◆ Extracted material:
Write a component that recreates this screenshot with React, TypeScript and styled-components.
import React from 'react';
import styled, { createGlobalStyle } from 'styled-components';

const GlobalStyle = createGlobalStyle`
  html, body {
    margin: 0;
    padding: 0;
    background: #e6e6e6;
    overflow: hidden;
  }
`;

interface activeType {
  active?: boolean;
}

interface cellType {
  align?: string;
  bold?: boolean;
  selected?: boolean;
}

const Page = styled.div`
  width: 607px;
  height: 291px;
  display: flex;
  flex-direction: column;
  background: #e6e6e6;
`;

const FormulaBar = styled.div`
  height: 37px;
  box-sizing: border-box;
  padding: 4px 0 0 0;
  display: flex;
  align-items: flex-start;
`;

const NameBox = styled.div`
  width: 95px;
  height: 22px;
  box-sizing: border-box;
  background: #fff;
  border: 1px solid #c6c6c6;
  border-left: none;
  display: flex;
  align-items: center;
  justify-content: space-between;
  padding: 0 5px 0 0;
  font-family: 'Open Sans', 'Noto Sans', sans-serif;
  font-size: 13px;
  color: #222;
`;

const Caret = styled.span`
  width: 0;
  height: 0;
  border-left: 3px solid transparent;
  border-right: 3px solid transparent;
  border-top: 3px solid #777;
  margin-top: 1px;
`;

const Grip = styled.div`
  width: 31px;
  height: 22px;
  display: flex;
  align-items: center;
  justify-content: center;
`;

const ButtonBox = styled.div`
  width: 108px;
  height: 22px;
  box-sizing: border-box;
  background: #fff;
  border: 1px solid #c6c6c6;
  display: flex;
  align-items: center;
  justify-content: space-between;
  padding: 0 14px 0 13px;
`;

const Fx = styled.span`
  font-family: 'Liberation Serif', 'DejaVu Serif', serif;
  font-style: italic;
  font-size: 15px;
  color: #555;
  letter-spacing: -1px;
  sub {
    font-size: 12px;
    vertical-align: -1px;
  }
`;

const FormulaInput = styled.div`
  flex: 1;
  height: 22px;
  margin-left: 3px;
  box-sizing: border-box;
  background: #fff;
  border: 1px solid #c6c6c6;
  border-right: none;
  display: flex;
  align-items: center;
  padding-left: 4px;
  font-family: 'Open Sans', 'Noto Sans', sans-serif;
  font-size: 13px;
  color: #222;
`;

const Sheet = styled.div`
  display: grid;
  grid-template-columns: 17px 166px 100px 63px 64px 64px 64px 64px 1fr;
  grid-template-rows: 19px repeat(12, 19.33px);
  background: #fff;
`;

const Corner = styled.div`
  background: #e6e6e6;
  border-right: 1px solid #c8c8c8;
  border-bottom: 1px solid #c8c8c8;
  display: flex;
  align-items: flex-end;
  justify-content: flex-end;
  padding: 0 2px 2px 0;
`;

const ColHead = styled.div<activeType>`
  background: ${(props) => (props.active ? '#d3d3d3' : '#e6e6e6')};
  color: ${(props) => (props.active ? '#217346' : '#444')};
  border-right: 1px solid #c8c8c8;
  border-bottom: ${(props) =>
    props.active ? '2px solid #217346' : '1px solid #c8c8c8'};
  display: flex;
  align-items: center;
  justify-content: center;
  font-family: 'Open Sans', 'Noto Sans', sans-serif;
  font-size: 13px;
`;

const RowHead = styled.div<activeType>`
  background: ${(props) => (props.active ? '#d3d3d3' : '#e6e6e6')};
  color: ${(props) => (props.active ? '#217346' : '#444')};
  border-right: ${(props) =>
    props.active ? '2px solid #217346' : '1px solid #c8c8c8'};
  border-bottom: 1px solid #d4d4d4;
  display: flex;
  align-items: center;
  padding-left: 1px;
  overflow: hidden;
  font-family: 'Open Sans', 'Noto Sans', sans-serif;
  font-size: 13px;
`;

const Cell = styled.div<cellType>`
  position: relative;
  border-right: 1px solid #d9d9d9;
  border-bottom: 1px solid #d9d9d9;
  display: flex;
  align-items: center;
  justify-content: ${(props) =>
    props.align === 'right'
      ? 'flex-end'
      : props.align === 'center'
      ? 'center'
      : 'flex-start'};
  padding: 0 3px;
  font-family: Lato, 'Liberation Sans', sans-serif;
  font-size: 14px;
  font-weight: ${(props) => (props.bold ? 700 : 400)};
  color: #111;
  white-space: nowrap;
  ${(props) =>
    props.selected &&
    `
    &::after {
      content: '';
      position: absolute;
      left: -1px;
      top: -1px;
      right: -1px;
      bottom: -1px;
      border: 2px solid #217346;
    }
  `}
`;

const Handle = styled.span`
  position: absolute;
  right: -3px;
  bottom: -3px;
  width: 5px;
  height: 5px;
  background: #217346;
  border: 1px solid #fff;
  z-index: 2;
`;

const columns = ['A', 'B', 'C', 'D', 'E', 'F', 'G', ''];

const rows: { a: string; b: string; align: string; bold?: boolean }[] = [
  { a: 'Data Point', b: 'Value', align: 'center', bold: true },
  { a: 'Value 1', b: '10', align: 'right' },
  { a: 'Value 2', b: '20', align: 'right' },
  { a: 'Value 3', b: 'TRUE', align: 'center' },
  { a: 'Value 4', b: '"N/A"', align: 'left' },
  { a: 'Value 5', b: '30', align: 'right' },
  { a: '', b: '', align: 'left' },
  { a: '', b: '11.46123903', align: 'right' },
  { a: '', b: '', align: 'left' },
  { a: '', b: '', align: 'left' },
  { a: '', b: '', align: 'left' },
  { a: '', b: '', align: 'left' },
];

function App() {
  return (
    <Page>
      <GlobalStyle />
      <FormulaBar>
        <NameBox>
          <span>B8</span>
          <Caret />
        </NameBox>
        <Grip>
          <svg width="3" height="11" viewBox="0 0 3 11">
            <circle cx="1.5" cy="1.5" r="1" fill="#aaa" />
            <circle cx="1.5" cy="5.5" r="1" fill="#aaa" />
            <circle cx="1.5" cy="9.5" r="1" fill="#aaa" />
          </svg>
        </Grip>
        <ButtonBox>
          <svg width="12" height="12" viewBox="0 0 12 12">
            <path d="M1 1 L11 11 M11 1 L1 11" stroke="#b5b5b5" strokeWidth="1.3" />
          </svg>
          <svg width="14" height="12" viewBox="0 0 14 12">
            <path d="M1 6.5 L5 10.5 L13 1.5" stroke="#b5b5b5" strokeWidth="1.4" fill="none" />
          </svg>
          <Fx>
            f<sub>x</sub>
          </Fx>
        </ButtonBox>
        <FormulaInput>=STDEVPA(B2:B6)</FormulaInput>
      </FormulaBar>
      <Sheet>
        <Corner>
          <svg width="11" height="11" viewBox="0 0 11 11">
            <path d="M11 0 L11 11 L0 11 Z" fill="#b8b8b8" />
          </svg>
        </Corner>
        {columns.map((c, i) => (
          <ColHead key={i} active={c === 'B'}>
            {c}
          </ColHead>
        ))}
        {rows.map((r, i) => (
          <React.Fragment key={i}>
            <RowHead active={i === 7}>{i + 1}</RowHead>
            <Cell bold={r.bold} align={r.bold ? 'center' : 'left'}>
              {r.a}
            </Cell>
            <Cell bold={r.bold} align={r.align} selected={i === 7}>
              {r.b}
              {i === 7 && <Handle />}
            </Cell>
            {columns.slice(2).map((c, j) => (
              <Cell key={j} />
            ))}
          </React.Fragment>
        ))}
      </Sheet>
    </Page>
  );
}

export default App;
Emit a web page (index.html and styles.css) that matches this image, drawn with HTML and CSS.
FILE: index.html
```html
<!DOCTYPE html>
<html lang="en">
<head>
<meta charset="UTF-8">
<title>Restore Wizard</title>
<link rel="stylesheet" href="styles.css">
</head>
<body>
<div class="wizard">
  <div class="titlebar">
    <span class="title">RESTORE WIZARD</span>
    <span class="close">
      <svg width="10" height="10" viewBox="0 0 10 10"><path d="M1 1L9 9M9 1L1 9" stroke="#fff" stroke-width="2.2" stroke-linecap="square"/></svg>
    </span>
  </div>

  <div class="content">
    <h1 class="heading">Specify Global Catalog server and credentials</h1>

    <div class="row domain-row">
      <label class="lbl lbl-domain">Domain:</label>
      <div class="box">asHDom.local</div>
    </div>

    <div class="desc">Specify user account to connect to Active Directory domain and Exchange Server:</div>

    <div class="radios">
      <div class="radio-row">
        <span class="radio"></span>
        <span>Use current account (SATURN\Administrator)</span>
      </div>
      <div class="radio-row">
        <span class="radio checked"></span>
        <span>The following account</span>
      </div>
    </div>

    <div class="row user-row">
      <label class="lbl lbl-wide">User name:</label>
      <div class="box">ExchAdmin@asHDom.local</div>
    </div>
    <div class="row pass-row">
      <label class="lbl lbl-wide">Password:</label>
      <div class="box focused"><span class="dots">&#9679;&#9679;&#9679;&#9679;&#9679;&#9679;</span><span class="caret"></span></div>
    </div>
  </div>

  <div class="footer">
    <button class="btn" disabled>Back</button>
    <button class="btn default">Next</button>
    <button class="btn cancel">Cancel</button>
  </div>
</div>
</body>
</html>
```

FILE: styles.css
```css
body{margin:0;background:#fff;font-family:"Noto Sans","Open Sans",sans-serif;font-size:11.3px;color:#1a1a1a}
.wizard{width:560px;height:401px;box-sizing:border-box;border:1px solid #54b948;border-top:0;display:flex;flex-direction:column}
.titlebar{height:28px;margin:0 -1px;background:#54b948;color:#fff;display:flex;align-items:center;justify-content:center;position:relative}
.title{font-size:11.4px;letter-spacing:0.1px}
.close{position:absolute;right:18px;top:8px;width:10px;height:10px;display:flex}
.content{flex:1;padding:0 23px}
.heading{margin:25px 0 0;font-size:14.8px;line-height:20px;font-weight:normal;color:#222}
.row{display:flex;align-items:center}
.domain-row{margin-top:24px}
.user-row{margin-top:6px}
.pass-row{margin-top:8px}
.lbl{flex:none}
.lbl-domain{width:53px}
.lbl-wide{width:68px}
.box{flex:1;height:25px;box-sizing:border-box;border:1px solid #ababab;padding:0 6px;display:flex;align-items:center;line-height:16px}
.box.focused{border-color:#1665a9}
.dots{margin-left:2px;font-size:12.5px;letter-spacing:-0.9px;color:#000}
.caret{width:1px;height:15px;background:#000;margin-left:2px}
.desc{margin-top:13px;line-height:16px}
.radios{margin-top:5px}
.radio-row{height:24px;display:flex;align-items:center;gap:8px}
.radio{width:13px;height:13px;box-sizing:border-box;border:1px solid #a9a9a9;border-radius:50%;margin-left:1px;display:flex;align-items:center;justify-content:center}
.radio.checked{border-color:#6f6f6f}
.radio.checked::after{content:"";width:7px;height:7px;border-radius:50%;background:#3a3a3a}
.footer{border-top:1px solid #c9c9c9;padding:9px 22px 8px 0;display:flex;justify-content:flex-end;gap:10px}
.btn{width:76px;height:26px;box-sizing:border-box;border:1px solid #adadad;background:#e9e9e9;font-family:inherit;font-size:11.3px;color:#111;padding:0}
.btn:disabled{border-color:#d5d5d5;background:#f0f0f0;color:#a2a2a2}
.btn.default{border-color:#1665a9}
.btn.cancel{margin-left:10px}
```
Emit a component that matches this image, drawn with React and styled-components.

◆ Goal: From the data above, copy each line that has the string "components".

◆ Worked solution:
Write a component that recreates this screenshot with React, TypeScript and styled-components.
import styled, { createGlobalStyle } from 'styled-components';
Emit a component that matches this image, drawn with React and styled-components.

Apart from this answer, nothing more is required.